start Material provided

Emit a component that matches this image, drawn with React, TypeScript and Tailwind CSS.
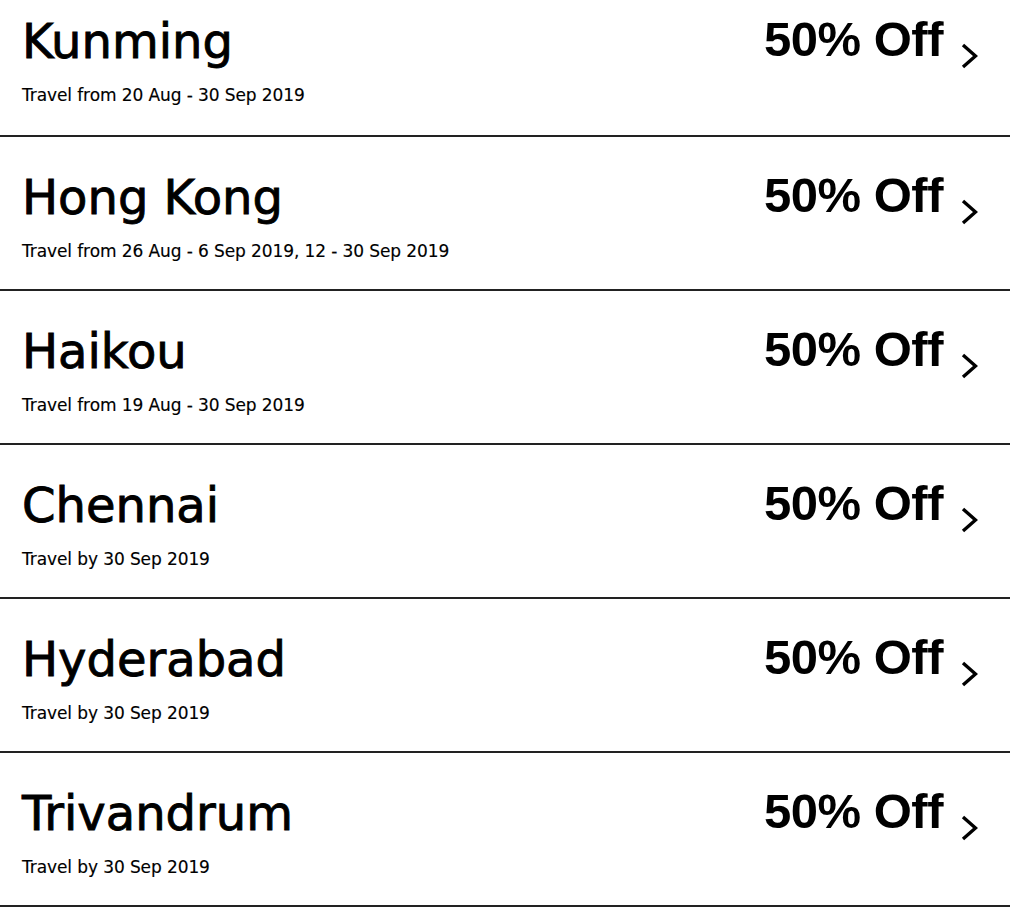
const offers = [
  { city: "Kunming", period: "Travel from 20 Aug - 30 Sep 2019" },
  { city: "Hong Kong", period: "Travel from 26 Aug - 6 Sep 2019, 12 - 30 Sep 2019" },
  { city: "Haikou", period: "Travel from 19 Aug - 30 Sep 2019" },
  { city: "Chennai", period: "Travel by 30 Sep 2019" },
  { city: "Hyderabad", period: "Travel by 30 Sep 2019" },
  { city: "Trivandrum", period: "Travel by 30 Sep 2019" },
];

function Chevron() {
  return (
    <svg width="17" height="26" viewBox="0 0 17 26" fill="none" className="mt-[29px] ml-[18px] shrink-0">
      <path d="M2 2 L14.5 13 L2 24" stroke="#000" strokeWidth="3.4" strokeLinecap="butt" strokeLinejoin="miter" />
    </svg>
  );
}

export default function App() {
  return (
    <div className="min-h-[917px] w-full bg-white text-black overflow-hidden">
      <div className="w-[1010px]">
        {offers.map((o, i) => (
          <div
            key={o.city}
            className={`flex justify-between border-b-2 border-[#222] pl-[22px] pr-[32px] ${i === 0 ? "h-[137px] pt-[14px]" : "h-[154px] pt-[33px]"}`}
          >
            <div className="flex flex-col">
              <div className="mt-[3px] font-['DejaVu_Sans',sans-serif] text-[48px] leading-[48px] [-webkit-text-stroke:0.9px_black]">{o.city}</div>
              <div className="mt-[20px] font-['DejaVu_Sans',sans-serif] text-[17px] leading-[20px] tracking-[-0.1px] [-webkit-text-stroke:0.15px_black]">{o.period}</div>
            </div>
            <div className="flex items-start">
              <div className="font-['Liberation_Sans',sans-serif] font-bold text-[49px] leading-[50px] tracking-[-0.5px]">50% Off</div>
              <Chevron />
            </div>
          </div>
        ))}
      </div>
    </div>
  );
}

end Material provided

Set the data above down again exactly as given, with no pictures.

**Exercise output**.
Emit a component that matches this image, drawn with React, TypeScript and Tailwind CSS.
const offers = [
  { city: "Kunming", period: "Travel from 20 Aug - 30 Sep 2019" },
  { city: "Hong Kong", period: "Travel from 26 Aug - 6 Sep 2019, 12 - 30 Sep 2019" },
  { city: "Haikou", period: "Travel from 19 Aug - 30 Sep 2019" },
  { city: "Chennai", period: "Travel by 30 Sep 2019" },
  { city: "Hyderabad", period: "Travel by 30 Sep 2019" },
  { city: "Trivandrum", period: "Travel by 30 Sep 2019" },
];

function Chevron() {
  return (
    <svg width="17" height="26" viewBox="0 0 17 26" fill="none" className="mt-[29px] ml-[18px] shrink-0">
      <path d="M2 2 L14.5 13 L2 24" stroke="#000" strokeWidth="3.4" strokeLinecap="butt" strokeLinejoin="miter" />
    </svg>
  );
}

export default function App() {
  return (
    <div className="min-h-[917px] w-full bg-white text-black overflow-hidden">
      <div className="w-[1010px]">
        {offers.map((o, i) => (
          <div
            key={o.city}
            className={`flex justify-between border-b-2 border-[#222] pl-[22px] pr-[32px] ${i === 0 ? "h-[137px] pt-[14px]" : "h-[154px] pt-[33px]"}`}
          >
            <div className="flex flex-col">
              <div className="mt-[3px] font-['DejaVu_Sans',sans-serif] text-[48px] leading-[48px] [-webkit-text-stroke:0.9px_black]">{o.city}</div>
              <div className="mt-[20px] font-['DejaVu_Sans',sans-serif] text-[17px] leading-[20px] tracking-[-0.1px] [-webkit-text-stroke:0.15px_black]">{o.period}</div>
            </div>
            <div className="flex items-start">
              <div className="font-['Liberation_Sans',sans-serif] font-bold text-[49px] leading-[50px] tracking-[-0.5px]">50% Off</div>
              <Chevron />
            </div>
          </div>
        ))}
      </div>
    </div>
  );
}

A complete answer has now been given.